=== Input data ===

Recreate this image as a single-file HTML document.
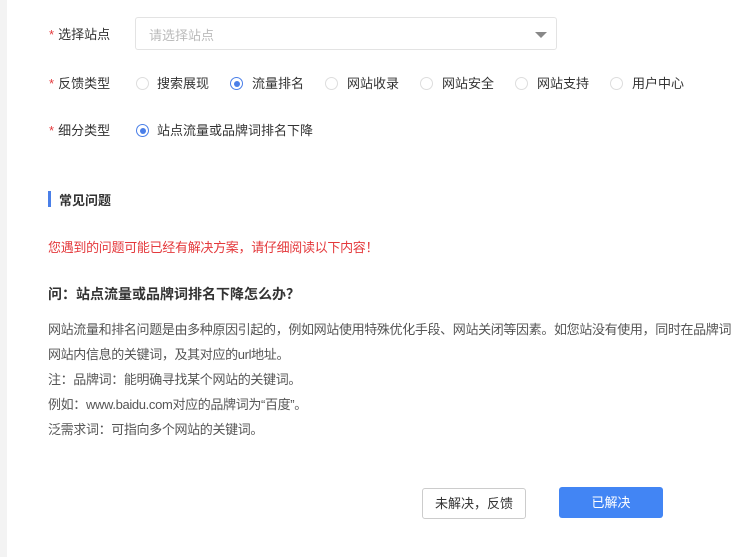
<!DOCTYPE html>
<html><head><meta charset="utf-8"><style>
body{margin:0;width:732px;height:557px;overflow:hidden;background:#fff;font-family:"Liberation Sans","Noto Sans CJK SC",sans-serif;font-size:13px;color:#333;position:relative}
.strip{position:absolute;left:0;top:0;width:7px;height:557px;background:#f3f3f3}
.a{position:absolute;white-space:nowrap}
.lab{left:49px}
.lab b{color:#e4393c;font-weight:normal;margin-right:4px}
.sel{position:absolute;left:135px;top:17px;width:422px;height:33px;border:1px solid #e3e3e3;border-radius:3px;box-sizing:border-box}
.sel span{position:absolute;left:13px;top:7px;color:#bbb}
.sel i{position:absolute;right:9px;top:14px;border-left:6px solid transparent;border-right:6px solid transparent;border-top:6px solid #888}
.r{position:absolute;width:13px;height:13px;border:1px solid #ddd;border-radius:50%;box-sizing:border-box}
.r.on{border-color:#4a7fe8}
.r.on:after{content:"";position:absolute;left:2.5px;top:2.5px;width:6px;height:6px;border-radius:50%;background:#4a7fe8}
.btn{position:absolute;height:31px;box-sizing:border-box;border-radius:3px;text-align:center;line-height:29px}
</style></head><body>
<div class="strip"></div>
<div class="a lab" style="top:24px"><b>*</b>选择站点</div>
<div class="sel"><span>请选择站点</span><i></i></div>
<div class="a lab" style="top:73px"><b>*</b>反馈类型</div>
<div class="r" style="left:136px;top:77px"></div><div class="a" style="left:157px;top:73px">搜索展现</div>
<div class="r on" style="left:230px;top:77px"></div><div class="a" style="left:252px;top:73px">流量排名</div>
<div class="r" style="left:325px;top:77px"></div><div class="a" style="left:347px;top:73px">网站收录</div>
<div class="r" style="left:420px;top:77px"></div><div class="a" style="left:442px;top:73px">网站安全</div>
<div class="r" style="left:515px;top:77px"></div><div class="a" style="left:537px;top:73px">网站支持</div>
<div class="r" style="left:610px;top:77px"></div><div class="a" style="left:632px;top:73px">用户中心</div>
<div class="a lab" style="top:120px"><b>*</b>细分类型</div>
<div class="r on" style="left:136px;top:124px"></div><div class="a" style="left:157px;top:120px">站点流量或品牌词排名下降</div>
<div class="a" style="left:48px;top:191px;width:3px;height:16px;background:#4a7fe8"></div>
<div class="a" style="left:59px;top:190px;font-weight:bold">常见问题</div>
<div class="a" style="left:48px;top:237px;color:#e4393c;letter-spacing:-0.3px">您遇到的问题可能已经有解决方案，请仔细阅读以下内容！</div>
<div class="a" style="left:48px;top:284px;font-weight:bold;font-size:14px">问：站点流量或品牌词排名下降怎么办？</div>
<div class="a" style="left:48px;top:317px;line-height:25px;color:#555;letter-spacing:-0.35px">网站流量和排名问题是由多种原因引起的，例如网站使用特殊优化手段、网站关闭等因素。如您站没有使用，同时在品牌词<br>网站内信息的关键词，及其对应的url地址。<br>注：品牌词：能明确寻找某个网站的关键词。<br>例如：www.baidu.com对应的品牌词为“百度”。<br>泛需求词：可指向多个网站的关键词。</div>
<div class="btn" style="left:422px;top:488px;width:104px;border:1px solid #ccc;color:#333">未解决，反馈</div>
<div class="btn" style="left:559px;top:487px;width:104px;background:#4285f4;color:#fff;line-height:31px">已解决</div>
</body></html>
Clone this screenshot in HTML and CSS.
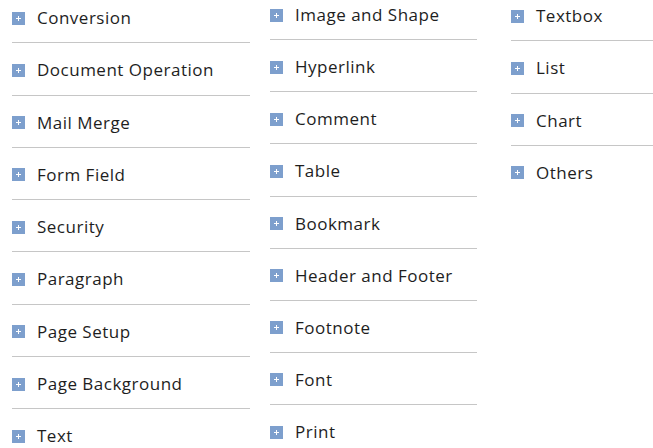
FILE: index.html
```html
<!DOCTYPE html>
<html>
<head>
<meta charset="utf-8">
<link rel="stylesheet" href="styles.css">
</head>
<body>
<div class="cats">
  <ul class="col col1">
    <li><span class="ico"></span>Conversion</li>
    <li><span class="ico"></span>Document Operation</li>
    <li><span class="ico"></span>Mail Merge</li>
    <li><span class="ico"></span>Form Field</li>
    <li><span class="ico"></span>Security</li>
    <li><span class="ico"></span>Paragraph</li>
    <li><span class="ico"></span>Page Setup</li>
    <li><span class="ico"></span>Page Background</li>
    <li><span class="ico"></span>Text</li>
  </ul>
  <ul class="col col2">
    <li><span class="ico"></span>Image and Shape</li>
    <li><span class="ico"></span>Hyperlink</li>
    <li><span class="ico"></span>Comment</li>
    <li><span class="ico"></span>Table</li>
    <li><span class="ico"></span>Bookmark</li>
    <li><span class="ico"></span>Header and Footer</li>
    <li><span class="ico"></span>Footnote</li>
    <li><span class="ico"></span>Font</li>
    <li><span class="ico"></span>Print</li>
  </ul>
  <ul class="col col3">
    <li><span class="ico"></span>Textbox</li>
    <li><span class="ico"></span>List</li>
    <li><span class="ico"></span>Chart</li>
    <li><span class="ico"></span>Others</li>
  </ul>
</div>
</body>
</html>
```
FILE: styles.css
```css
html, body {
  margin: 0;
  padding: 0;
  background: #fff;
  overflow: hidden;
}
.cats {
  display: flex;
  align-items: flex-start;
  padding-left: 12px;
  font-family: "Open Sans", "Noto Sans", sans-serif;
  font-size: 17px;
  letter-spacing: 0.5px;
  color: #1e1e1e;
}
.col {
  list-style: none;
  margin: 0;
  padding: 0;
  flex: none;
}
.col1 { width: 238px; margin-right: 20px; }
.col2 { width: 207px; margin-right: 34px; margin-top: -4px; }
.col3 { width: 150px; margin-top: -2px; }
.col li {
  display: flex;
  align-items: center;
  line-height: 22px;
  height: 22px;
  padding: 16px 0 13.3px;
  border-bottom: 1px solid #c6c6c6;
}
.col2 li { padding-bottom: 13.15px; }
.col li:first-child { padding-top: 7px; }
.col2 li:first-child { padding-top: 8px; }
.col li:last-child { border-bottom: none; }
.ico {
  position: relative;
  width: 13px;
  height: 13px;
  background: #7d9fcd;
  margin-right: 12px;
  flex: none;
}
.ico::before, .ico::after {
  content: "";
  position: absolute;
  background: #fff;
}
.ico::before { left: 4px; top: 6px; width: 5px; height: 1px; }
.ico::after { left: 6px; top: 4px; width: 1px; height: 5px; }
```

===

Goal: Lines holding the word "this" should be counted across the entries; state only how many there are.

Answer for the task: 2